Opinion Outre-Mer
09H34 - samedi 14 juin 2025

Le prix des bananes réunionnaises flambe mais pas les revenus des agriculteurs

 

Sur les étals, elles frôlent les 10 euros le kilo. Dans les champs, elles se font rares. À La Réunion, la banane est devenue un fruit de luxe, mais ses producteurs, eux, tirent la sonnette d’alarme. Contrairement aux apparences, la flambée des prix n’est pas synonyme de jackpot pour les agriculteurs. Au contraire, ils dénoncent une situation absurde où la pénurie les épuise tandis que d’autres s’enrichissent sur leur dos.

Les cyclones Belal et Garance ont laissé la filière exsangue.

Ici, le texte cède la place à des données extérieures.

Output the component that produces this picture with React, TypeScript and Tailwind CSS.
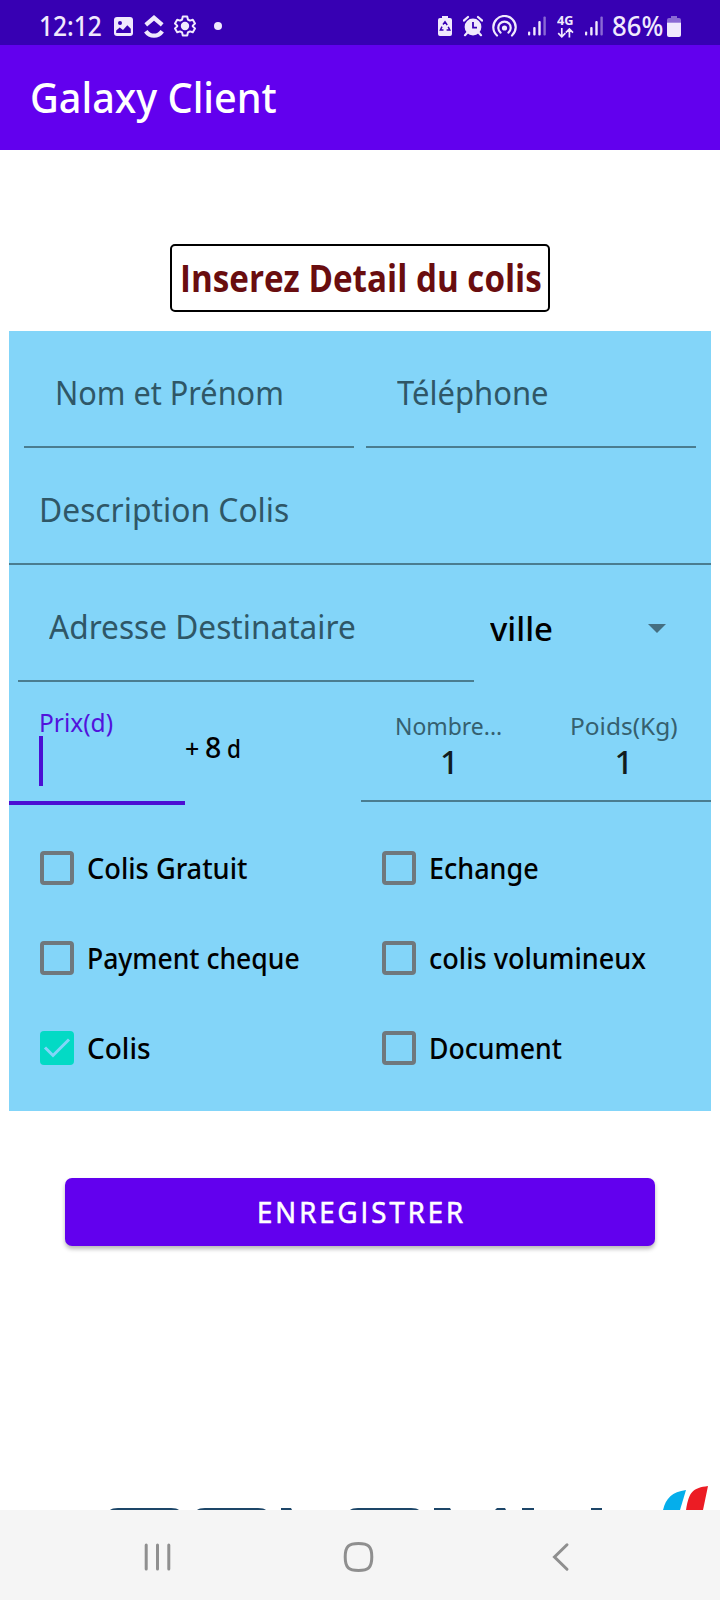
import type { ReactNode } from "react";

function Label({ className, children }: { className: string; children: ReactNode }) {
  return <span className={`inline-block origin-left whitespace-pre ${className}`}>{children}</span>;
}

function SignalIcon({ className }: { className: string }) {
  return (
    <svg className={className} width="20" height="20" viewBox="0 0 20 20" fill="#f0e9fd">
      <rect x="1" y="15.5" width="2.2" height="4" rx="1" />
      <rect x="6.2" y="11" width="2.4" height="8.5" rx="1" />
      <rect x="11.3" y="5" width="2.4" height="14.5" rx="1" />
      <rect x="16.4" y="0.5" width="2.4" height="19" rx="1" opacity="0.45" />
    </svg>
  );
}

function StatusBar() {
  return (
    <header className="flex h-[45px] items-start bg-[#3700b3] text-[#f0e9fd]">
      <Label className="ml-[39px] mt-[8px] w-[75px] text-[26.5px] font-medium leading-[36px] scale-x-[0.925]">12:12</Label>
      <svg className="mt-[17px]" width="19" height="19" viewBox="0 0 19 19">
        <rect width="19" height="19" rx="3" fill="#f0e9fd" />
        <circle cx="6" cy="6" r="2" fill="#3700b3" />
        <path d="M2.2 16V13.5L5.7 10.5L9 13L13.3 8.3L16.8 11.7V16Z" fill="#3700b3" />
      </svg>
      <svg className="ml-[11px] mt-[14px]" width="20" height="25" viewBox="0 0 20 25" fill="none" stroke="#f0e9fd" strokeWidth="4.2">
        <path d="M1.8 10.8L10 3.8L18.2 10.8" />
        <path d="M1.8 17.2C6 23.2 14 23.2 18.2 17.2" />
      </svg>
      <svg className="ml-[9px] mt-[14px]" width="24" height="24" viewBox="0 0 24 24" fill="none" stroke="#f0e9fd" strokeWidth="2" strokeLinejoin="round">
        <path d="M9.8 2.5H14.2L14.9 5.5L16.9 6.6L19.8 5.7L22 9.5L19.8 11.6V12.4L22 14.5L19.8 18.3L16.9 17.4L14.9 18.5L14.2 21.5H9.8L9.1 18.5L7.1 17.4L4.2 18.3L2 14.5L4.2 12.4V11.6L2 9.5L4.2 5.7L7.1 6.6L9.1 5.5Z" />
        <circle cx="12" cy="12" r="3.2" fill="#f0e9fd" />
      </svg>
      <span className="ml-[17px] mt-[22px] size-2 rounded-full bg-[#f0e9fd]" />

      <svg className="ml-[216px] mt-[15px]" width="14" height="22" viewBox="0 0 14 22">
        <path d="M4 1H10V3H12A2 2 0 0 1 14 5V19A2 2 0 0 1 12 21H2A2 2 0 0 1 0 19V5A2 2 0 0 1 2 3H4Z" fill="#f0e9fd" />
        <path d="M5 9.5L7 6.8L9.2 10M10.2 11.8L11.8 15H8.6M5.5 15H2.4L4 11.6" fill="none" stroke="#3700b3" strokeWidth="1.5" />
      </svg>
      <svg className="ml-[11px] mt-[15px]" width="20" height="22" viewBox="0 0 20 22">
        <circle cx="10" cy="12" r="8.4" fill="#f0e9fd" />
        <path d="M0.8 5.6L5 2M19.2 5.6L15 2M4 18L2 20.2M16 18L18 20.2" stroke="#f0e9fd" strokeWidth="2.2" strokeLinecap="round" />
        <path d="M10 7V12.6H14" fill="none" stroke="#3700b3" strokeWidth="1.8" />
      </svg>
      <svg className="ml-[9px] mt-[15px]" width="25" height="22" viewBox="0 0 25 22" fill="none" stroke="#f0e9fd" strokeWidth="2.2" strokeLinecap="round">
        <circle cx="12.5" cy="13" r="2.6" fill="#f0e9fd" stroke="none" />
        <path d="M8.6 17.6A6.2 6.2 0 1 1 16.4 17.6" />
        <path d="M5 20.5A11.2 11.2 0 1 1 20 20.5" />
      </svg>
      <SignalIcon className="ml-[10px] mt-[16px]" />
      <div className="ml-[9.5px] mt-[13px] flex w-[18.5px] flex-col">
        <Label className="text-[12.5px] font-bold leading-[15px] scale-x-[1.02]">4G</Label>
        <svg width="17" height="10" viewBox="0 0 17 10" fill="none" stroke="#f0e9fd" strokeWidth="1.7">
          <path d="M4.8 0V8.6M1.2 5.2L4.8 8.8L8.4 5.2M12.4 9.5V1.2M8.8 4.6L12.4 1L16 4.6" />
        </svg>
      </div>
      <SignalIcon className="ml-[9px] mt-[16px]" />
      <Label className="ml-[8px] mt-[8px] w-[55px] text-[26.5px] font-medium leading-[36px] scale-x-[0.97]">86%</Label>
      <svg className="mt-[15.5px]" width="14" height="21" viewBox="0 0 14 21" fill="#f0e9fd">
        <path d="M4 0H10V2H12A2 2 0 0 1 14 4V6.5H0V4A2 2 0 0 1 2 2H4Z" opacity="0.45" />
        <path d="M0 6.5H14V19A2 2 0 0 1 12 21H2A2 2 0 0 1 0 19Z" />
      </svg>
    </header>
  );
}

function CheckItem({ text, className, checked }: { text: string; className: string; checked?: boolean }) {
  return (
    <label className="flex h-[90px] w-[342px] items-center pl-[31px]">
      {checked ? (
        <span className="flex size-[34px] shrink-0 items-center justify-center rounded-[4px] bg-[#03dac5]">
          <svg width="34" height="34" viewBox="0 0 34 34" fill="none" stroke="#83d5f9" strokeWidth="3">
            <path d="M5 16.5L13 24.5L29 8.5" />
          </svg>
        </span>
      ) : (
        <span className="size-[34px] shrink-0 rounded-[4px] border-4 border-[#6f787d]" />
      )}
      <Label className={`ml-[12.5px] text-[29px] font-medium leading-[40px] text-black ${className}`}>{text}</Label>
    </label>
  );
}

const hint = "text-[32.5px] leading-[44px] text-[#2f5767]";

export default function App() {
  return (
    <div className="flex h-[1600px] w-[720px] flex-col overflow-hidden bg-white font-['Noto_Sans',sans-serif]">
      <StatusBar />
      <div className="flex h-[105px] items-center bg-[#6200ee] pb-[2px] pl-[29.5px]">
        <Label className="text-[42px] font-medium leading-[56px] text-white scale-x-[0.943]">Galaxy Client</Label>
      </div>

      <main className="flex flex-1 flex-col overflow-hidden">
        <div className="mx-auto mt-[94px] flex h-[68px] w-[380px] items-center rounded-[5px] border-2 border-black pl-[8px]">
          <Label className="font-['Open_Sans','Noto_Sans',sans-serif] text-[37.5px] font-bold leading-[50px] text-[#690d0f] scale-x-[0.885]">Inserez Detail du colis</Label>
        </div>

        <section className="mx-[9px] mt-[19px] flex h-[780px] flex-col bg-[#83d5f9]">
          <div className="flex gap-3 px-[15px]">
            <div className="flex h-[117px] w-[330px] items-center border-b-2 border-[#4a7d90] pl-[30.5px] pt-[8px]">
              <Label className={`${hint} scale-x-[0.943]`}>Nom et Prénom</Label>
            </div>
            <div className="flex h-[117px] w-[330px] items-center border-b-2 border-[#4a7d90] pl-[31px] pt-[8px]">
              <Label className={`${hint} scale-x-[0.953]`}>Téléphone</Label>
            </div>
          </div>
          <div className="flex h-[117px] items-center border-b-2 border-[#4a7d90] pl-[30px] pt-[8px]">
            <Label className={`${hint} scale-x-[0.978]`}>Description Colis</Label>
          </div>
          <div className="flex h-[117px] pl-[9px]">
            <div className="flex w-[456px] items-center border-b-2 border-[#4a7d90] pl-[31px] pt-[8px]">
              <Label className={`${hint} scale-x-[0.973]`}>Adresse Destinataire</Label>
            </div>
            <div className="flex flex-1 items-center pl-[16px] pt-[10px]">
              <Label className="w-[158px] text-[32px] font-medium leading-[44px] text-black scale-x-[1.03]">ville</Label>
              <svg width="18" height="9" viewBox="0 0 18 9" fill="#456f81">
                <path d="M0 0H18L9 9Z" />
              </svg>
            </div>
          </div>
          <div className="flex h-[123px] items-start">
            <div className="flex h-[123px] w-[176px] flex-col border-b-4 border-[#4b0fd3] pl-[30px] pt-[24px]">
              <Label className="text-[24.5px] leading-[34px] text-[#5212dc]">Prix(d)</Label>
              <span className="-mt-[4px] h-[50px] w-1 bg-[#4b0fd3]" />
            </div>
            <div className="flex h-[120px] w-[176px] items-baseline pt-[44px] text-black">
              <Label className="w-[20px] text-[25px] font-medium">+</Label>
              <Label className="w-[22px] text-[28.5px] font-medium">8</Label>
              <Label className="text-[25px] font-medium scale-x-[0.9]">d</Label>
            </div>
            <div className="flex h-[120px] flex-1 border-b-2 border-[#4a7d90]">
              <div className="flex w-[175px] flex-col pl-[34px] pt-[26.5px]">
                <Label className="text-[24px] leading-[34px] text-[#35606f] scale-x-[0.955]">Nombre...</Label>
                <Label className="-mt-[3px] pl-[45px] text-[32.5px] font-medium leading-[44px] text-[#111c20]">1</Label>
              </div>
              <div className="flex flex-1 flex-col pl-[33.5px] pt-[26.5px]">
                <Label className="text-[24px] leading-[34px] text-[#35606f] scale-x-[1.02]">Poids(Kg)</Label>
                <Label className="-mt-[3px] pl-[45px] text-[32.5px] font-medium leading-[44px] text-[#111c20]">1</Label>
              </div>
            </div>
          </div>
          <div className="mt-[18px] flex flex-wrap">
            <CheckItem text="Colis Gratuit" className="scale-x-[0.938]" />
            <CheckItem text="Echange" className="scale-x-[0.929]" />
            <CheckItem text="Payment cheque" className="scale-x-[0.915]" />
            <CheckItem text="colis volumineux" className="scale-x-[0.934]" />
            <CheckItem text="Colis" className="scale-x-[0.965]" checked />
            <CheckItem text="Document" className="scale-x-[0.918]" />
          </div>
        </section>

        <button className="mx-[65px] mt-[67px] flex h-[68px] shrink-0 items-center rounded-[7px] bg-[#6200ee] pl-[192px] shadow-[0_3px_4px_rgba(0,0,0,0.28)]">
          <Label className="font-['Open_Sans','Noto_Sans',sans-serif] text-[29px] leading-[40px] tracking-[3.2px] text-white scale-x-[0.95] [-webkit-text-stroke:0.7px_white]">ENREGISTRER</Label>
        </button>

        <svg className="mt-auto shrink-0" width="720" height="26" viewBox="0 0 720 26">
          <path d="M110 26Q112 24 118 24H171Q177 24 179 26ZM197 26Q199 24 205 24H258Q264 24 266 26ZM350 26Q352 24 358 24H411Q417 24 419 26ZM281 24H291L292 26H281ZM434 24H450L451 26H434ZM495 26L497 24H505L506 26ZM522 24H534V26H522ZM591 24H602V26H591Z" fill="#1d4668" />
          <path d="M663 26C666 14 672 8 686 6L680 26Z" fill="#05aeeb" />
          <path d="M686 26C689 7 693 4 708 2L703 26Z" fill="#ec1c24" />
        </svg>
      </main>

      <nav className="flex h-[90px] items-center bg-[#f5f5f5] pl-[144px] pt-[3px]">
        <svg width="28" height="30" viewBox="0 0 28 30" stroke="#8f8f8f" strokeWidth="3" strokeLinecap="round">
          <path d="M2.2 3V27M13.5 3V27M24.8 3V27" />
        </svg>
        <svg className="ml-[171px]" width="31" height="32" viewBox="0 0 31 32" fill="none" stroke="#8f8f8f" strokeWidth="3">
          <path d="M15.5 2.5C25 2.5 28.8 5 28.8 16S25 29.5 15.5 29.5S2.2 27 2.2 16S6 2.5 15.5 2.5Z" />
        </svg>
        <svg className="ml-[177px]" width="20" height="30" viewBox="0 0 20 30" fill="none" stroke="#8f8f8f" strokeWidth="3" strokeLinecap="round">
          <path d="M16 2.8L3.5 15L16 27.2" />
        </svg>
      </nav>
    </div>
  );
}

Arbres déracinés, régimes broyés, plantations décimées. Le cyclone de février dernier a été la gifle de trop. Certains agriculteurs ont perdu jusqu’à 40 % de leur récolte. « Tous les pieds porteurs ont été déracinés », notait la Chambre d’agriculture dans un rapport sec comme un bulletin de dégâts. Conséquence : la production est à genoux, et avec l’arrivée de l’hiver austral, aucun espoir de redressement avant la fin de l’année.

Pourtant, sur les marchés, les bananes s’arrachent à prix d’or. Jean-Michel Moutama, président de la CGPER, est catégorique : les producteurs n’ont rien à voir avec ces tarifs délirants. « À la sortie de l’exploitation, on vend à 3 ou 3,50 euros le kilo », martèle-t-il. Stéphane Sarnon, président de la FDSEA, renchérit : « Ce sont les marges intermédiaires qui explosent. En vente directe, jamais on ne pratique de tels prix. »

Les chiffres de la DAAF le confirment : le 4 juin, au marché de gros, le kilo de banane se vendait en moyenne 1,50 euro, au maximum 2,35 euros. Bien loin des prix constatés en magasin. Dans ce jeu de marges et de spéculation, ce sont les consommateurs qui trinquent… et les agriculteurs qui s’excusent.

Certains tentent d’éviter les abus. Il répartit ses ventes entre plusieurs acheteurs pour éviter que quelques revendeurs ne s’accaparent le marché et n’imposent leurs tarifs. « S’ils se retrouvent seuls à vendre, ils deviennent les rois du pétrole », résume-t-il.

Mais le fond du problème est ailleurs : dans la fragilité d’une filière ultra-dépendante du climat, sans filet face aux catastrophes naturelles. Olivier Fontaine, président de la Chambre d’agriculture, le reconnaît : « Les bananiers sont toujours les premiers à tomber. » Et avec huit à dix mois nécessaires pour relancer un cycle de production, la route est longue avant de revoir des régimes mûrs à prix décents.

Alors, non, les agriculteurs ne se frottent pas les mains. Ils courbent l’échine, encore. Et regardent leurs bananes s’arracher à prix d’or, sans en voir la couleur.